>> START Given records

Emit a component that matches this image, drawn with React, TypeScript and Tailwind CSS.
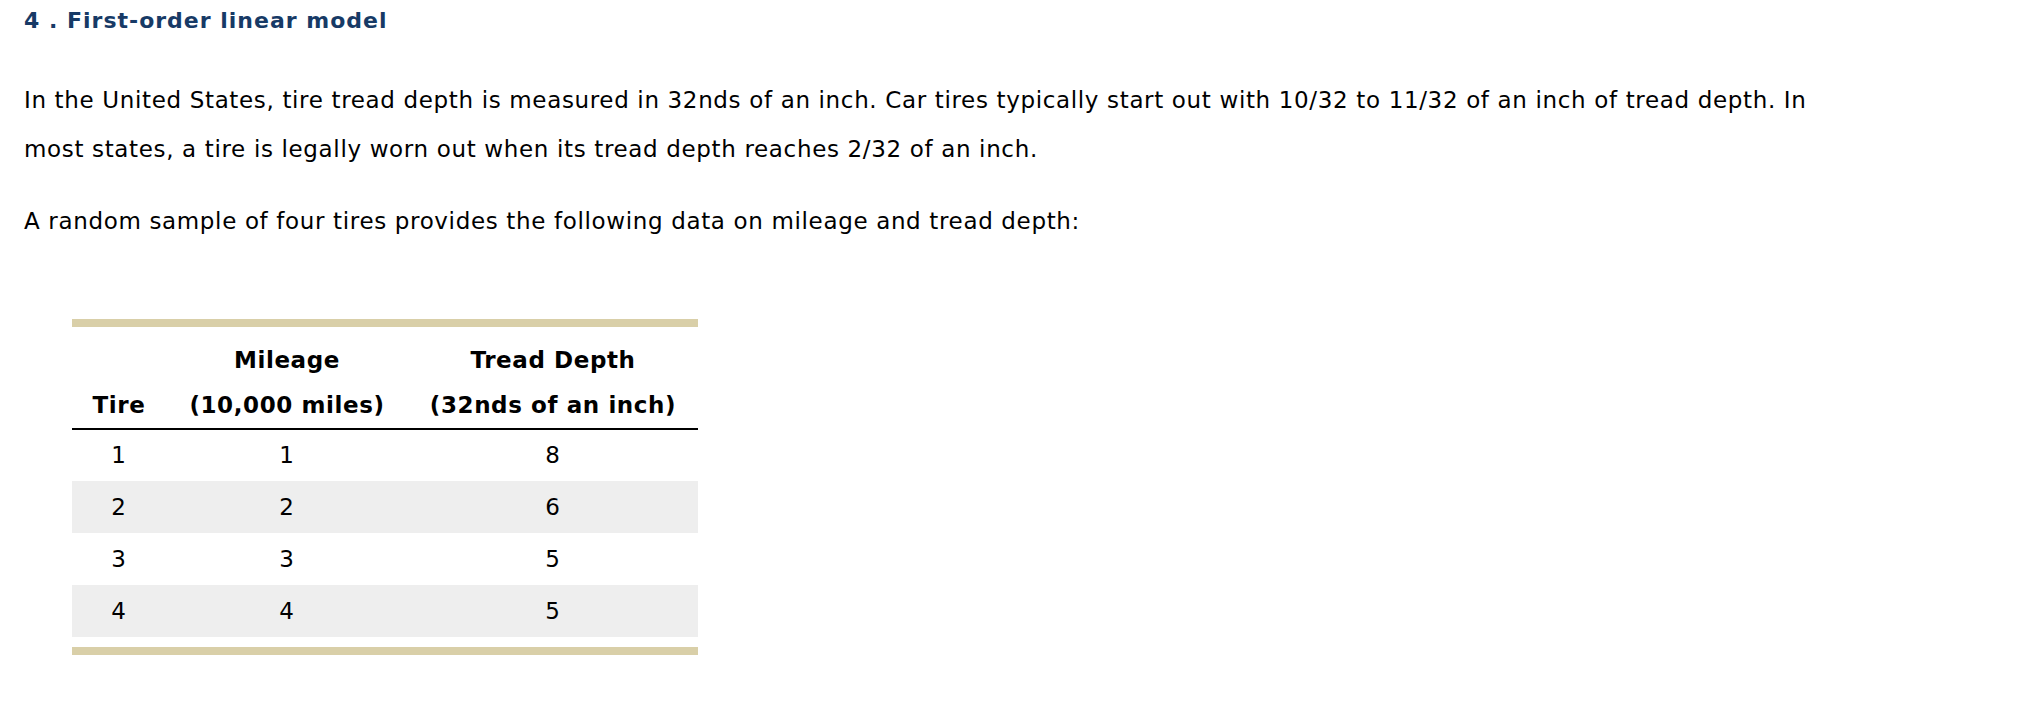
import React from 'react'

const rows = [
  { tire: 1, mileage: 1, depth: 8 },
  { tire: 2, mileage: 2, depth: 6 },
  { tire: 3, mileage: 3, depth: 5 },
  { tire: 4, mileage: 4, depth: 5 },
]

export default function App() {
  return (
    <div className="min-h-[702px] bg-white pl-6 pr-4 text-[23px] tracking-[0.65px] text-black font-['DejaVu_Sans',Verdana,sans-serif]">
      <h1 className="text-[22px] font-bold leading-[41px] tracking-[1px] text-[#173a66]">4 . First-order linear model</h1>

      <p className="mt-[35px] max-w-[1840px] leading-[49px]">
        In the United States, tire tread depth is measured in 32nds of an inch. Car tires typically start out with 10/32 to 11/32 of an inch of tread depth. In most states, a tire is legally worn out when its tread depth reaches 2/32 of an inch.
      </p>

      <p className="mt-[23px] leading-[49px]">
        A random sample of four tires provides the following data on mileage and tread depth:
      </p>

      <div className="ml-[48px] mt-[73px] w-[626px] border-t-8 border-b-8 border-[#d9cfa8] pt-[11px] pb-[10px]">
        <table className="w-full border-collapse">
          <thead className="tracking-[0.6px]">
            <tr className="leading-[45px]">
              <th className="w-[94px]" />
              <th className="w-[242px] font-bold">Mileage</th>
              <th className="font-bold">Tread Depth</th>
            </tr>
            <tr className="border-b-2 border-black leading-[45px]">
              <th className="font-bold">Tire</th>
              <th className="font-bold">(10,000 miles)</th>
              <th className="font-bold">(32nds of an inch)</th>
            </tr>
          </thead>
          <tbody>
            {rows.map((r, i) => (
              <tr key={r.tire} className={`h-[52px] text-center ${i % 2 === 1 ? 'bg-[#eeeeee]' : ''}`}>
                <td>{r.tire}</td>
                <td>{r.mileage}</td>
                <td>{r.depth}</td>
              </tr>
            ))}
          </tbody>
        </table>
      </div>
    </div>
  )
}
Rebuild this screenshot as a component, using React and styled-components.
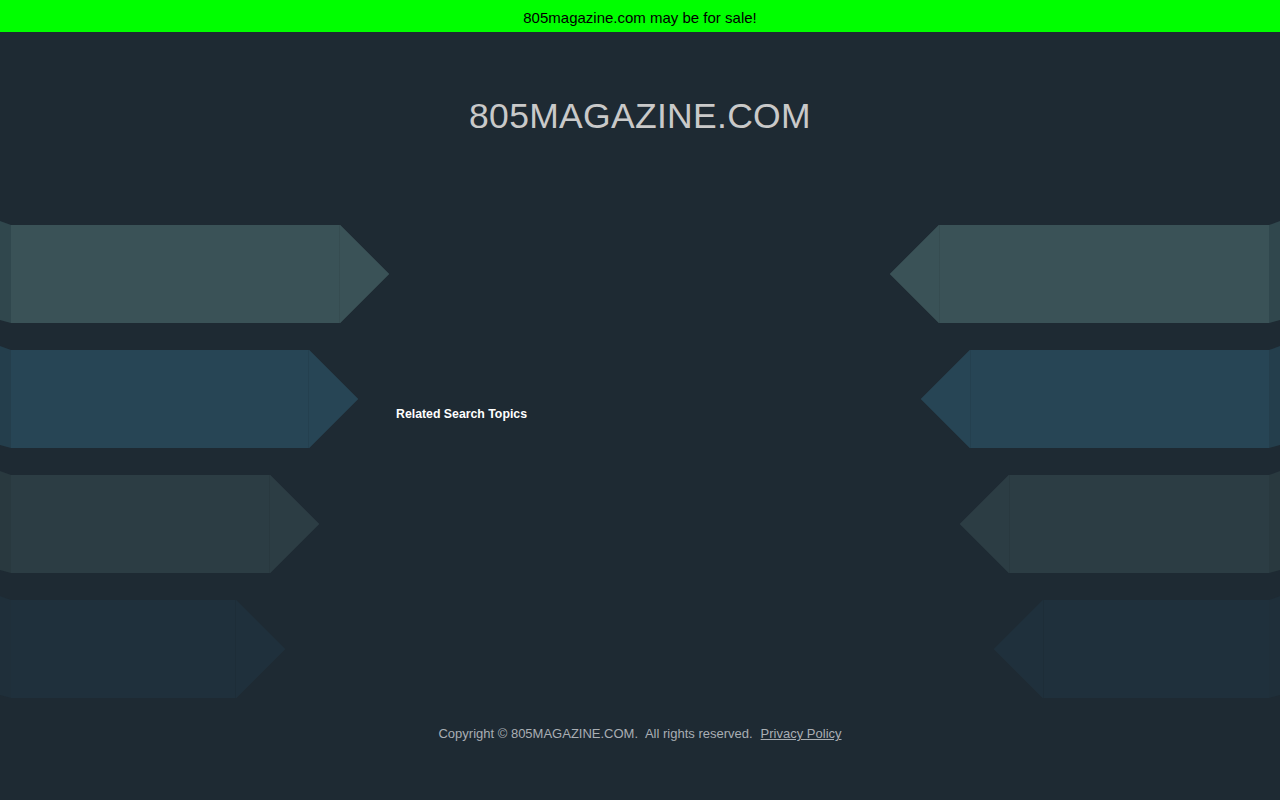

>> END Given records

Without the pictures, transcribe the listing above exactly.

Emit a component that matches this image, drawn with React, TypeScript and Tailwind CSS.
import React from 'react'

const rows = [
  { tire: 1, mileage: 1, depth: 8 },
  { tire: 2, mileage: 2, depth: 6 },
  { tire: 3, mileage: 3, depth: 5 },
  { tire: 4, mileage: 4, depth: 5 },
]

export default function App() {
  return (
    <div className="min-h-[702px] bg-white pl-6 pr-4 text-[23px] tracking-[0.65px] text-black font-['DejaVu_Sans',Verdana,sans-serif]">
      <h1 className="text-[22px] font-bold leading-[41px] tracking-[1px] text-[#173a66]">4 . First-order linear model</h1>

      <p className="mt-[35px] max-w-[1840px] leading-[49px]">
        In the United States, tire tread depth is measured in 32nds of an inch. Car tires typically start out with 10/32 to 11/32 of an inch of tread depth. In most states, a tire is legally worn out when its tread depth reaches 2/32 of an inch.
      </p>

      <p className="mt-[23px] leading-[49px]">
        A random sample of four tires provides the following data on mileage and tread depth:
      </p>

      <div className="ml-[48px] mt-[73px] w-[626px] border-t-8 border-b-8 border-[#d9cfa8] pt-[11px] pb-[10px]">
        <table className="w-full border-collapse">
          <thead className="tracking-[0.6px]">
            <tr className="leading-[45px]">
              <th className="w-[94px]" />
              <th className="w-[242px] font-bold">Mileage</th>
              <th className="font-bold">Tread Depth</th>
            </tr>
            <tr className="border-b-2 border-black leading-[45px]">
              <th className="font-bold">Tire</th>
              <th className="font-bold">(10,000 miles)</th>
              <th className="font-bold">(32nds of an inch)</th>
            </tr>
          </thead>
          <tbody>
            {rows.map((r, i) => (
              <tr key={r.tire} className={`h-[52px] text-center ${i % 2 === 1 ? 'bg-[#eeeeee]' : ''}`}>
                <td>{r.tire}</td>
                <td>{r.mileage}</td>
                <td>{r.depth}</td>
              </tr>
            ))}
          </tbody>
        </table>
      </div>
    </div>
  )
}
Rebuild this screenshot as a component, using React and styled-components.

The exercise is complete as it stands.